The solvent-accessible surface area (SASA) provides an approximate metric for quantifying temporal evolution of nanodroplet surface area.⁴² For specific details on SASA, see Section S4. Integrated with VMD-visualized deformation trajectories, SASA offers direct insight into droplet distortion extent. As depicted in Fig. 6a, OxyGroup-modified droplets exhibit progressive SASA expansion over time, indicating continuous axial stretching. This phenomenon is further corroborated by the evolution of the droplet's dipole moment along the electric field direction. Fig. 6b reveals that intense water molecule polarity induces instantaneous dipole realignment under electric fields, triggering an abrupt surge and sustained growth in molecular dipole moments. Concurrently, enhanced intermolecular repulsive forces drive water migration within droplets, amplifying deformation. As demonstrated in Fig. 6c, OxyGroup-modified droplets exhibit substantially greater elongation along the electric field direction compared to the pure system, confirming that stretching directly induces surface area expansion. Crucially, hydrophilic functional groups project toward the aqueous core while hydrophobic alkyl chains extend into the oil phase, revealing the interfacial adsorption mechanism of OxyGroup at oil–water interfaces. This configuration critically enhances droplet deformation and promotes electro-coalescence, providing microscopic validation of the macroscopically observed significant droplet enlargement in Section 3.2.

Fig. 6 (a) Evolution of solvent accessible surface area (SASA) of emulsion droplets under OxyGroup effects. (b) Variation in total dipole moment along the z-axis induced by OxyGroup interactions. (c) Comparative VMD visualization of droplet deformation. Top: OxyGroup system. Bottom: Pure system (time interval: 500 ps; total simulation: 1500 ps).

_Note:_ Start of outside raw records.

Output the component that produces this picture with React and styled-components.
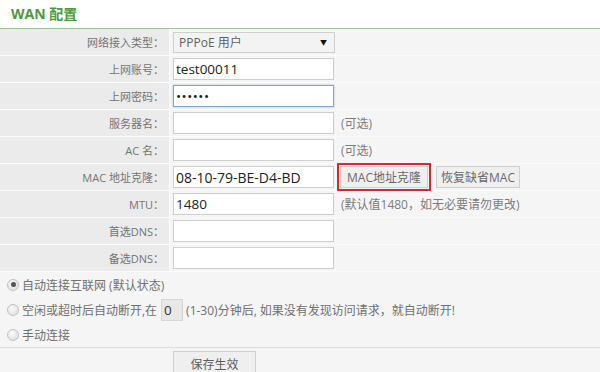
import React from "react";
import styled, { createGlobalStyle } from "styled-components";

const Global = createGlobalStyle`
  html, body { margin: 0; padding: 0; background: #ffffff; }
  body { font-family: "Open Sans", "Noto Sans CJK SC", sans-serif; }
  * { box-sizing: border-box; }
`;

const Page = styled.div`
  width: 600px;
  height: 372px;
  overflow: hidden;
  background: #ffffff;
`;

const Title = styled.div`
  height: 29px;
  border-bottom: 1px solid #9cc296;
  padding-left: 11px;
  padding-bottom: 3px;
  display: flex;
  align-items: center;
  font-size: 14px;
  font-weight: 700;
  color: #4e9a3a;
`;

const Table = styled.div`
  display: flex;
  flex-direction: column;
`;

const Row = styled.div`
  display: grid;
  grid-template-columns: 170px 1fr;
  height: 27px;
  border-bottom: 1px solid #fbfbfb;
`;

const Label = styled.div`
  background: #ebebeb;
  color: #747474;
  font-size: 11px;
  padding-right: 5px;
  display: flex;
  align-items: center;
  justify-content: flex-end;
  white-space: nowrap;
  border-right: 1px solid #fafafa;
`;

const Value = styled.div`
  background: #f5f5f5;
  display: flex;
  align-items: center;
  padding-left: 3px;
  gap: ${(p) => p.$gap || 7}px;
`;

const TextInput = styled.div`
  width: 161px;
  height: 22px;
  flex-shrink: 0;
  border: 1px solid ${(p) => (p.$focus ? "#7ea6d3" : "#cdcdcd")};
  box-shadow: ${(p) => (p.$focus ? "0 0 2px rgba(90,140,200,0.5)" : "none")};
  background: #ffffff;
  color: #222;
  font-size: ${(p) => p.$fs || 13.5}px;
  padding-left: 2px;
  display: flex;
  align-items: center;
  white-space: nowrap;
  letter-spacing: ${(p) => (p.$dots ? "0.5px" : "0")};
`;

const Select = styled.div`
  width: 162px;
  height: 21px;
  border: 1px solid #cfcfcf;
  background: #f3f3f3;
  color: #606060;
  font-size: 12px;
  padding: 0 7px 0 5px;
  display: flex;
  align-items: center;
  justify-content: space-between;
`;

const Arrow = styled.span`
  font-size: 7px;
  color: #111;
`;

const Hint = styled.span`
  color: #7c7c7c;
  font-size: 12px;
  white-space: nowrap;
`;

const Btn = styled.div`
  height: 22px;
  flex-shrink: 0;
  white-space: nowrap;
  border: 1px solid #cfcfcf;
  background: #efefef;
  color: #6a6a6a;
  font-size: 12px;
  display: flex;
  align-items: center;
  justify-content: center;
  width: ${(p) => p.$w}px;
  outline: ${(p) => (p.$mark ? "2px solid #d62a2a" : "none")};
  outline-offset: 1px;
  margin-left: ${(p) => p.$ml || 0}px;
`;

const RadioArea = styled.div`
  background: #f5f5f5;
  border-bottom: 1px solid #dedede;
`;

const RadioRow = styled.div`
  height: 25px;
  display: flex;
  align-items: center;
  padding-left: 7px;
  color: #707070;
  font-size: 12px;
  white-space: nowrap;
`;

const Radio = styled.span`
  width: 12px;
  height: 12px;
  flex-shrink: 0;
  border-radius: 50%;
  border: 1px solid #c2c2c2;
  background: radial-gradient(circle at 40% 35%, #fafafa, #dadada);
  margin-right: 3px;
  display: inline-flex;
  align-items: center;
  justify-content: center;
  &::after {
    content: "";
    width: 5px;
    height: 5px;
    border-radius: 50%;
    background: ${(p) => (p.$on ? "#555" : "transparent")};
  }
`;

const SmallInput = styled.span`
  display: inline-flex;
  align-items: center;
  width: 22px;
  height: 22px;
  margin: 0 3px 0 4px;
  border: 1px solid #d6d6d6;
  background: #e8e8e8;
  color: #333;
  font-size: 13.5px;
  padding-left: 2px;
`;

const SaveRow = styled.div`
  background: #f5f5f5;
  height: 30px;
  padding: 3px 0 0 173px;
`;

const SaveBtn = styled.div`
  width: 83px;
  height: 26px;
  border: 1px solid #cfcfcf;
  background: #efefef;
  color: #5e5e5e;
  font-size: 12px;
  display: flex;
  align-items: center;
  justify-content: center;
`;

const rows = [
  { label: "网络接入类型：", kind: "select" },
  { label: "上网账号：", kind: "input", value: "test00011" },
  { label: "上网密码：", kind: "input", value: "••••••", focus: true, dots: true },
  { label: "服务器名：", kind: "input", value: "", hint: "(可选)" },
  { label: "AC 名：", kind: "input", value: "", hint: "(可选)" },
  { label: "MAC 地址克隆：", kind: "mac", value: "08-10-79-BE-D4-BD" },
  { label: "MTU：", kind: "input", value: "1480", hint: "(默认值1480，如无必要请勿更改)" },
  { label: "首选DNS：", kind: "input", value: "" },
  { label: "备选DNS：", kind: "input", value: "" },
];

export default function App() {
  return (
    <Page>
      <Global />
      <Title>WAN 配置</Title>
      <Table>
        {rows.map((r) => (
          <Row key={r.label}>
            <Label>{r.label}</Label>
            {r.kind === "select" ? (
              <Value>
                <Select>
                  <span>PPPoE 用户</span>
                  <Arrow>▼</Arrow>
                </Select>
              </Value>
            ) : r.kind === "mac" ? (
              <Value $gap={6}>
                <TextInput $fs={14}>{r.value}</TextInput>
                <Btn $mark $w={88}>MAC地址克隆</Btn>
                <Btn $w={84} $ml={2}>恢复缺省MAC</Btn>
              </Value>
            ) : (
              <Value>
                <TextInput $focus={r.focus} $dots={r.dots}>{r.value}</TextInput>
                {r.hint && <Hint>{r.hint}</Hint>}
              </Value>
            )}
          </Row>
        ))}
      </Table>
      <RadioArea>
        <RadioRow>
          <Radio $on />
          自动连接互联网 (默认状态)
        </RadioRow>
        <RadioRow>
          <Radio />
          空闲或超时后自动断开,在
          <SmallInput>0</SmallInput>
          (1-30)分钟后, 如果没有发现访问请求，就自动断开!
        </RadioRow>
        <RadioRow>
          <Radio />
          手动连接
        </RadioRow>
      </RadioArea>
      <SaveRow>
        <SaveBtn>保存生效</SaveBtn>
      </SaveRow>
    </Page>
  );
}
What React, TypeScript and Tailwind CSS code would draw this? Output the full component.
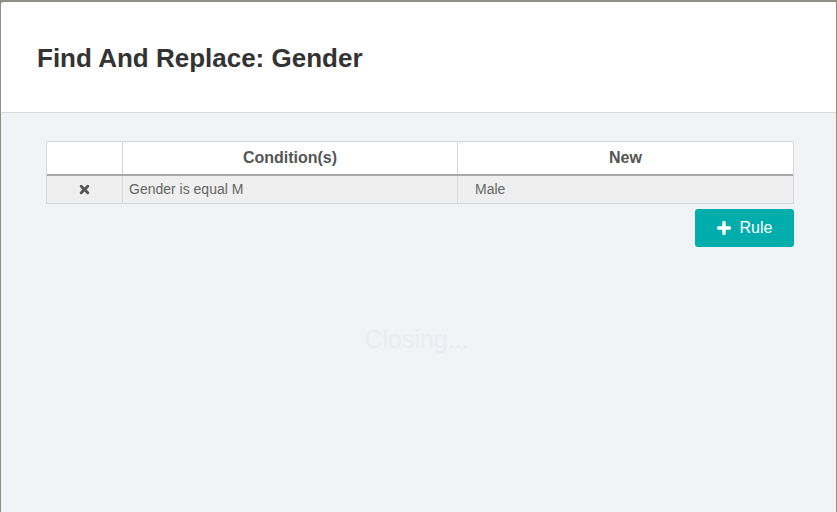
import React from "react";

export default function App() {
  return (
    <div className="w-[837px] h-[512px] bg-[#8f8f85] pt-[2px] pl-[1px] overflow-hidden font-['Liberation_Sans',Arial,sans-serif]">
      <div className="w-[835px] h-[510px] flex flex-col rounded-tl-[3px] overflow-hidden bg-[#f2f3f7]">
        <div className="h-[111px] shrink-0 bg-white border-b border-[#d9d9d9] pl-[36px] pt-[43px]">
          <h1 className="text-[26px] font-bold text-[#333] leading-none">Find And Replace: Gender</h1>
        </div>
        <div className="flex-1 flex flex-col px-[45px] pt-[28px] relative">
          <div className="w-[748px] border border-[#d6d6d6] bg-white">
            <div className="flex h-[34px] border-b-2 border-[#a8a8a8] text-[16px] font-bold text-[#555]">
              <div className="w-[76px] border-r border-[#d6d6d6]"></div>
              <div className="w-[335px] border-r border-[#d6d6d6] flex items-center justify-center">Condition(s)</div>
              <div className="flex-1 flex items-center justify-center">New</div>
            </div>
            <div className="flex h-[27px] bg-[#efefef] text-[14px] text-[#666]">
              <div className="w-[76px] border-r border-[#d6d6d6] flex items-center justify-center">
                <svg width="11" height="11" viewBox="0 0 10 10">
                  <path d="M2 2 L8 8 M8 2 L2 8" stroke="#555" strokeWidth="2.6" strokeLinecap="round" />
                </svg>
              </div>
              <div className="w-[335px] border-r border-[#d6d6d6] flex items-center pl-[6px]">Gender is equal M</div>
              <div className="flex-1 flex items-center pl-[17px]">Male</div>
            </div>
          </div>
          <div className="w-[748px] flex justify-end mt-[5px]">
            <button className="w-[99px] h-[38px] bg-[#00adad] rounded-[3px] text-white text-[16px] flex items-center justify-center gap-[9px]">
              <svg width="14" height="14" viewBox="0 0 14 14">
                <path d="M7 1.5 V12.5 M1.5 7 H12.5" stroke="white" strokeWidth="3.4" strokeLinecap="round" />
              </svg>
              <span>Rule</span>
            </button>
          </div>
          <div className="absolute left-0 right-[4px] top-[214px] flex justify-center">
            <span className="text-[25px] leading-none text-[#eaecf0]">Closing...</span>
          </div>
        </div>
      </div>
    </div>
  );
}
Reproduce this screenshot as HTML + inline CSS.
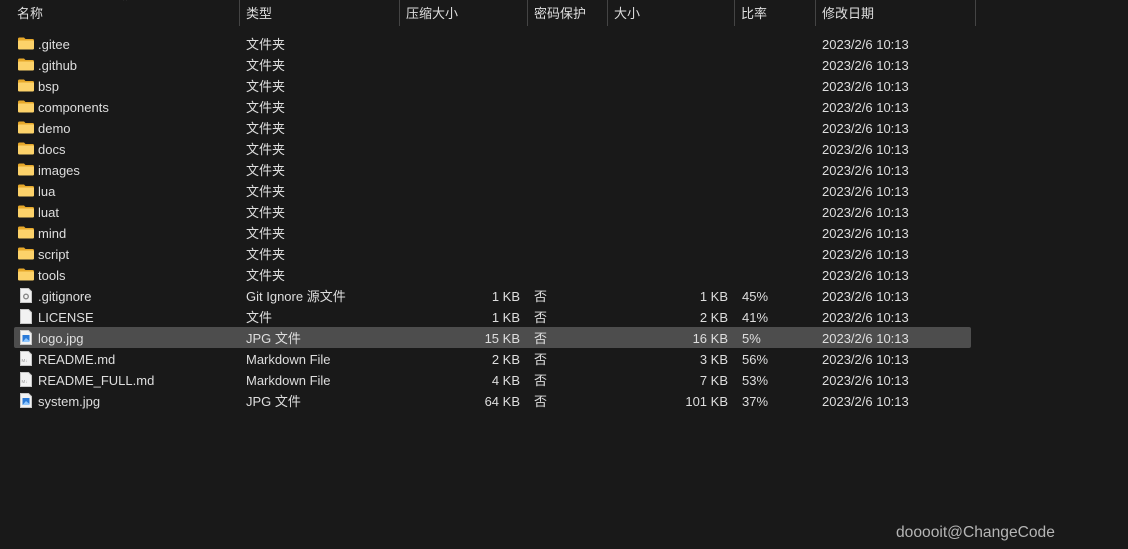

Droplet dynamics exhibit strong dependence on intermolecular interaction energies.⁴³ Analysis of these energies within the model provides deeper mechanistic insights into deformation processes. As shown in Fig. 7a, both electrostatic attraction and exchange repulsion progressively weaken within OxyGroup-modified droplets over time. This reduction diminishes cohesive constraints among water molecules, thereby facilitating droplet stretching—a conclusion corroborated by deformation morphology in Fig. 6c. Critical observation of Fig. 6c further reveals that during intensified deformation, a fraction of OxyGroup molecules migrates into the oil phase away from the droplet interface, consequently weakening their interactions with the aqueous core. As evidenced in Fig. 7a, electrostatic attraction between OxyGroup and water molecules diminishes during OxyGroup migration away from the droplet interface. Concurrently, dispersion attraction between the oil phase and droplet progressively intensifies. This energy redistribution promotes water migration toward the oil phase, further amplifying droplet deformation. Fig. 7b reveals that the interaction energy between n-hexane molecules and OxyGroup is dominated by dispersion attraction. Compared to water molecules, n-hexane exhibits stronger affinity for OxyGroup, driving its migration into the oil phase. During this process, OxyGroup entrains adjacent water molecules, augmenting deformation. Among deformation-influencing factors, reduced electrostatic attraction within the droplet constitutes the primary contributor, while enhanced oil-droplet dispersion attraction acts as a secondary factor. As revealed in Fig. 7c, the pure system exhibits the highest electrostatic interaction energy among water molecules, indicating maximal electrostatic constraints. This constitutes the primary reason for the resistance to deformation and coalescence in oil–water emulsion droplets. The attenuating effect on electrostatic interactions varies among OxyGroup types, with the C6–CHO system demonstrating the second strongest electrostatic screening after the mix system. Critically, the mix system shows the lowest intermolecular electrostatic energy, signifying the weakest cohesive constraints between water molecules and consequently the most pronounced droplet deformation. This molecular-level evidence directly accounts for the reduced zeta potential and transient emulsion instability observed in Section 3.4.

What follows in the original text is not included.